WHAT YOU ARE ASKED TO DO >>
Can the data below be set down again exactly, line for line?

COLLECTED MATERIAL >>
━━━━━━━━━━━━━━━━━━━━
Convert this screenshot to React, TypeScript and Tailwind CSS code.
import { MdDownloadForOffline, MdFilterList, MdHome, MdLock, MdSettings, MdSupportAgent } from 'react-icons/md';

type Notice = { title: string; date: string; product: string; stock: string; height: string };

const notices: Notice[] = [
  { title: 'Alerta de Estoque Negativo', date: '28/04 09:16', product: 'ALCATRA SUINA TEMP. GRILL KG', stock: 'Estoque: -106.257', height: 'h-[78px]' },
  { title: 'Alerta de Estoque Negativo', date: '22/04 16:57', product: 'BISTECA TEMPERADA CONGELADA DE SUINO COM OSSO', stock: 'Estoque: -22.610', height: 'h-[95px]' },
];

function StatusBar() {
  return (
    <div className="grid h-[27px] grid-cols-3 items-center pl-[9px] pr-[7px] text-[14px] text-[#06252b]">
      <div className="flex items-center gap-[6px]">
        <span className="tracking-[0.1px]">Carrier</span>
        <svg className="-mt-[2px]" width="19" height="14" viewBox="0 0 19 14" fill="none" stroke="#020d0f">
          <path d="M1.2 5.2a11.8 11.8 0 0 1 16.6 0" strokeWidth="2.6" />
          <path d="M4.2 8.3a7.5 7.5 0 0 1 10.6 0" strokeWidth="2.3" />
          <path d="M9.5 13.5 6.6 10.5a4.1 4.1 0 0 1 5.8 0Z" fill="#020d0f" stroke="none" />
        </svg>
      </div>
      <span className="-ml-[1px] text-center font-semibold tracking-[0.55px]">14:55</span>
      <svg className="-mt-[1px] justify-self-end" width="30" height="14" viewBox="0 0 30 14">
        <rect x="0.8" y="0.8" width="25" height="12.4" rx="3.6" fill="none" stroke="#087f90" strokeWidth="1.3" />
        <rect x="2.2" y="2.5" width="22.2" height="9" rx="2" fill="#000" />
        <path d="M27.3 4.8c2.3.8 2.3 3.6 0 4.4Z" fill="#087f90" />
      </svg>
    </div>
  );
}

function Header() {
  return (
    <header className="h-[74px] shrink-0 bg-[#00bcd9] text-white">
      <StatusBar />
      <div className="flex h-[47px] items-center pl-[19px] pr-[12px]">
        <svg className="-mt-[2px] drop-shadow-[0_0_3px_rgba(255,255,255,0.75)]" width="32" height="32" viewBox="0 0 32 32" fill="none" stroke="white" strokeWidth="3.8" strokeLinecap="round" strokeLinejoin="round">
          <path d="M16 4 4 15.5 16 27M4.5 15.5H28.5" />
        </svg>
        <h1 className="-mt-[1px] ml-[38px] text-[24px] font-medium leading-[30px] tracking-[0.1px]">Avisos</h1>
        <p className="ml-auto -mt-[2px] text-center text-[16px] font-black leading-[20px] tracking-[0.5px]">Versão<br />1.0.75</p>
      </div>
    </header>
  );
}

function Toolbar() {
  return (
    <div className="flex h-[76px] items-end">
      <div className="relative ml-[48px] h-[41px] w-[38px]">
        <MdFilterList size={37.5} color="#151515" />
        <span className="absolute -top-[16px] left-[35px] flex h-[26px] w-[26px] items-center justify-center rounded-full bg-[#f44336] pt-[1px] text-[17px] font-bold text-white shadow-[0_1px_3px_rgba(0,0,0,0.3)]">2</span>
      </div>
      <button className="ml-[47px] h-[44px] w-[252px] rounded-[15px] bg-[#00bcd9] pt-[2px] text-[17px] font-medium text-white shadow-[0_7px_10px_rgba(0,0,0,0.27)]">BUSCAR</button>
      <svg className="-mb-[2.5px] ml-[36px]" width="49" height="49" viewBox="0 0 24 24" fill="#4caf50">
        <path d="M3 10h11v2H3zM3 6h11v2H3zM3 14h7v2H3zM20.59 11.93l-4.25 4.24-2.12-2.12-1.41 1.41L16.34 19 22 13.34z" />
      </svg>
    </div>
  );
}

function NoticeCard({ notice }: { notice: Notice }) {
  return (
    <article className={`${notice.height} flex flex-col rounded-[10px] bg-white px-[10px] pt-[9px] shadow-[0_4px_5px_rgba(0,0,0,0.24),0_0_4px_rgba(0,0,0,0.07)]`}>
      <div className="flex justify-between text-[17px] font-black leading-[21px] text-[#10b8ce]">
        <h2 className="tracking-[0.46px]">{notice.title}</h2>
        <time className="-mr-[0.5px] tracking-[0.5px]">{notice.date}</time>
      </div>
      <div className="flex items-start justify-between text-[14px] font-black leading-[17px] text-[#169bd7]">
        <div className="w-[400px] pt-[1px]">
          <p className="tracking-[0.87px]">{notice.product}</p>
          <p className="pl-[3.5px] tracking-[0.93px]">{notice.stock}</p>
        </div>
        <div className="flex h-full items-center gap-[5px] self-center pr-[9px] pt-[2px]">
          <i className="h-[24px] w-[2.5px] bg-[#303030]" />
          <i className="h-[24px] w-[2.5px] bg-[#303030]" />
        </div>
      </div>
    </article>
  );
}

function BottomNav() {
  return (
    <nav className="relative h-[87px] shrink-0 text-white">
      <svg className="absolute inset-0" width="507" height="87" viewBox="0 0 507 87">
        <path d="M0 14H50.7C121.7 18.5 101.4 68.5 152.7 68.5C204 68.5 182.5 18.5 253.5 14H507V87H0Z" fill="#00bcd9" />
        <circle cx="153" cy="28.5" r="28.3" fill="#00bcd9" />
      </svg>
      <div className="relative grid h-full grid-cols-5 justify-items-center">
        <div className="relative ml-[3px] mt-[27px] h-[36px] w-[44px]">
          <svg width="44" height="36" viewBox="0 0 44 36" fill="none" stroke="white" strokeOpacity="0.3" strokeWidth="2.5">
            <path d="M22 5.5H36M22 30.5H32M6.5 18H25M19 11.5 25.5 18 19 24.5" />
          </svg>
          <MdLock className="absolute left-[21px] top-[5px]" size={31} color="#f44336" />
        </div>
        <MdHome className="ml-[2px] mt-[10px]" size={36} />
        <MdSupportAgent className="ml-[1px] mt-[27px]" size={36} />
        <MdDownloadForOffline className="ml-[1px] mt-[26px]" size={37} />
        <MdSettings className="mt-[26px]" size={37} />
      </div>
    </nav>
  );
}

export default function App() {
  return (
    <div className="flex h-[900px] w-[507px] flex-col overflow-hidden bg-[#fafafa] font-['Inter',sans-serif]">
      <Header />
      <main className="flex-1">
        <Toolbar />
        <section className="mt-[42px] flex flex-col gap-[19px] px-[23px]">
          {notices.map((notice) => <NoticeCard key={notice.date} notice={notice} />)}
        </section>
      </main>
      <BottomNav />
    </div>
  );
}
━━━━━━━━━━━━━━━━━━━━
SOLUTION BELOW >>
Convert this screenshot to React, TypeScript and Tailwind CSS code.
import { MdDownloadForOffline, MdFilterList, MdHome, MdLock, MdSettings, MdSupportAgent } from 'react-icons/md';

type Notice = { title: string; date: string; product: string; stock: string; height: string };

const notices: Notice[] = [
  { title: 'Alerta de Estoque Negativo', date: '28/04 09:16', product: 'ALCATRA SUINA TEMP. GRILL KG', stock: 'Estoque: -106.257', height: 'h-[78px]' },
  { title: 'Alerta de Estoque Negativo', date: '22/04 16:57', product: 'BISTECA TEMPERADA CONGELADA DE SUINO COM OSSO', stock: 'Estoque: -22.610', height: 'h-[95px]' },
];

function StatusBar() {
  return (
    <div className="grid h-[27px] grid-cols-3 items-center pl-[9px] pr-[7px] text-[14px] text-[#06252b]">
      <div className="flex items-center gap-[6px]">
        <span className="tracking-[0.1px]">Carrier</span>
        <svg className="-mt-[2px]" width="19" height="14" viewBox="0 0 19 14" fill="none" stroke="#020d0f">
          <path d="M1.2 5.2a11.8 11.8 0 0 1 16.6 0" strokeWidth="2.6" />
          <path d="M4.2 8.3a7.5 7.5 0 0 1 10.6 0" strokeWidth="2.3" />
          <path d="M9.5 13.5 6.6 10.5a4.1 4.1 0 0 1 5.8 0Z" fill="#020d0f" stroke="none" />
        </svg>
      </div>
      <span className="-ml-[1px] text-center font-semibold tracking-[0.55px]">14:55</span>
      <svg className="-mt-[1px] justify-self-end" width="30" height="14" viewBox="0 0 30 14">
        <rect x="0.8" y="0.8" width="25" height="12.4" rx="3.6" fill="none" stroke="#087f90" strokeWidth="1.3" />
        <rect x="2.2" y="2.5" width="22.2" height="9" rx="2" fill="#000" />
        <path d="M27.3 4.8c2.3.8 2.3 3.6 0 4.4Z" fill="#087f90" />
      </svg>
    </div>
  );
}

function Header() {
  return (
    <header className="h-[74px] shrink-0 bg-[#00bcd9] text-white">
      <StatusBar />
      <div className="flex h-[47px] items-center pl-[19px] pr-[12px]">
        <svg className="-mt-[2px] drop-shadow-[0_0_3px_rgba(255,255,255,0.75)]" width="32" height="32" viewBox="0 0 32 32" fill="none" stroke="white" strokeWidth="3.8" strokeLinecap="round" strokeLinejoin="round">
          <path d="M16 4 4 15.5 16 27M4.5 15.5H28.5" />
        </svg>
        <h1 className="-mt-[1px] ml-[38px] text-[24px] font-medium leading-[30px] tracking-[0.1px]">Avisos</h1>
        <p className="ml-auto -mt-[2px] text-center text-[16px] font-black leading-[20px] tracking-[0.5px]">Versão<br />1.0.75</p>
      </div>
    </header>
  );
}

function Toolbar() {
  return (
    <div className="flex h-[76px] items-end">
      <div className="relative ml-[48px] h-[41px] w-[38px]">
        <MdFilterList size={37.5} color="#151515" />
        <span className="absolute -top-[16px] left-[35px] flex h-[26px] w-[26px] items-center justify-center rounded-full bg-[#f44336] pt-[1px] text-[17px] font-bold text-white shadow-[0_1px_3px_rgba(0,0,0,0.3)]">2</span>
      </div>
      <button className="ml-[47px] h-[44px] w-[252px] rounded-[15px] bg-[#00bcd9] pt-[2px] text-[17px] font-medium text-white shadow-[0_7px_10px_rgba(0,0,0,0.27)]">BUSCAR</button>
      <svg className="-mb-[2.5px] ml-[36px]" width="49" height="49" viewBox="0 0 24 24" fill="#4caf50">
        <path d="M3 10h11v2H3zM3 6h11v2H3zM3 14h7v2H3zM20.59 11.93l-4.25 4.24-2.12-2.12-1.41 1.41L16.34 19 22 13.34z" />
      </svg>
    </div>
  );
}

function NoticeCard({ notice }: { notice: Notice }) {
  return (
    <article className={`${notice.height} flex flex-col rounded-[10px] bg-white px-[10px] pt-[9px] shadow-[0_4px_5px_rgba(0,0,0,0.24),0_0_4px_rgba(0,0,0,0.07)]`}>
      <div className="flex justify-between text-[17px] font-black leading-[21px] text-[#10b8ce]">
        <h2 className="tracking-[0.46px]">{notice.title}</h2>
        <time className="-mr-[0.5px] tracking-[0.5px]">{notice.date}</time>
      </div>
      <div className="flex items-start justify-between text-[14px] font-black leading-[17px] text-[#169bd7]">
        <div className="w-[400px] pt-[1px]">
          <p className="tracking-[0.87px]">{notice.product}</p>
          <p className="pl-[3.5px] tracking-[0.93px]">{notice.stock}</p>
        </div>
        <div className="flex h-full items-center gap-[5px] self-center pr-[9px] pt-[2px]">
          <i className="h-[24px] w-[2.5px] bg-[#303030]" />
          <i className="h-[24px] w-[2.5px] bg-[#303030]" />
        </div>
      </div>
    </article>
  );
}

function BottomNav() {
  return (
    <nav className="relative h-[87px] shrink-0 text-white">
      <svg className="absolute inset-0" width="507" height="87" viewBox="0 0 507 87">
        <path d="M0 14H50.7C121.7 18.5 101.4 68.5 152.7 68.5C204 68.5 182.5 18.5 253.5 14H507V87H0Z" fill="#00bcd9" />
        <circle cx="153" cy="28.5" r="28.3" fill="#00bcd9" />
      </svg>
      <div className="relative grid h-full grid-cols-5 justify-items-center">
        <div className="relative ml-[3px] mt-[27px] h-[36px] w-[44px]">
          <svg width="44" height="36" viewBox="0 0 44 36" fill="none" stroke="white" strokeOpacity="0.3" strokeWidth="2.5">
            <path d="M22 5.5H36M22 30.5H32M6.5 18H25M19 11.5 25.5 18 19 24.5" />
          </svg>
          <MdLock className="absolute left-[21px] top-[5px]" size={31} color="#f44336" />
        </div>
        <MdHome className="ml-[2px] mt-[10px]" size={36} />
        <MdSupportAgent className="ml-[1px] mt-[27px]" size={36} />
        <MdDownloadForOffline className="ml-[1px] mt-[26px]" size={37} />
        <MdSettings className="mt-[26px]" size={37} />
      </div>
    </nav>
  );
}

export default function App() {
  return (
    <div className="flex h-[900px] w-[507px] flex-col overflow-hidden bg-[#fafafa] font-['Inter',sans-serif]">
      <Header />
      <main className="flex-1">
        <Toolbar />
        <section className="mt-[42px] flex flex-col gap-[19px] px-[23px]">
          {notices.map((notice) => <NoticeCard key={notice.date} notice={notice} />)}
        </section>
      </main>
      <BottomNav />
    </div>
  );
}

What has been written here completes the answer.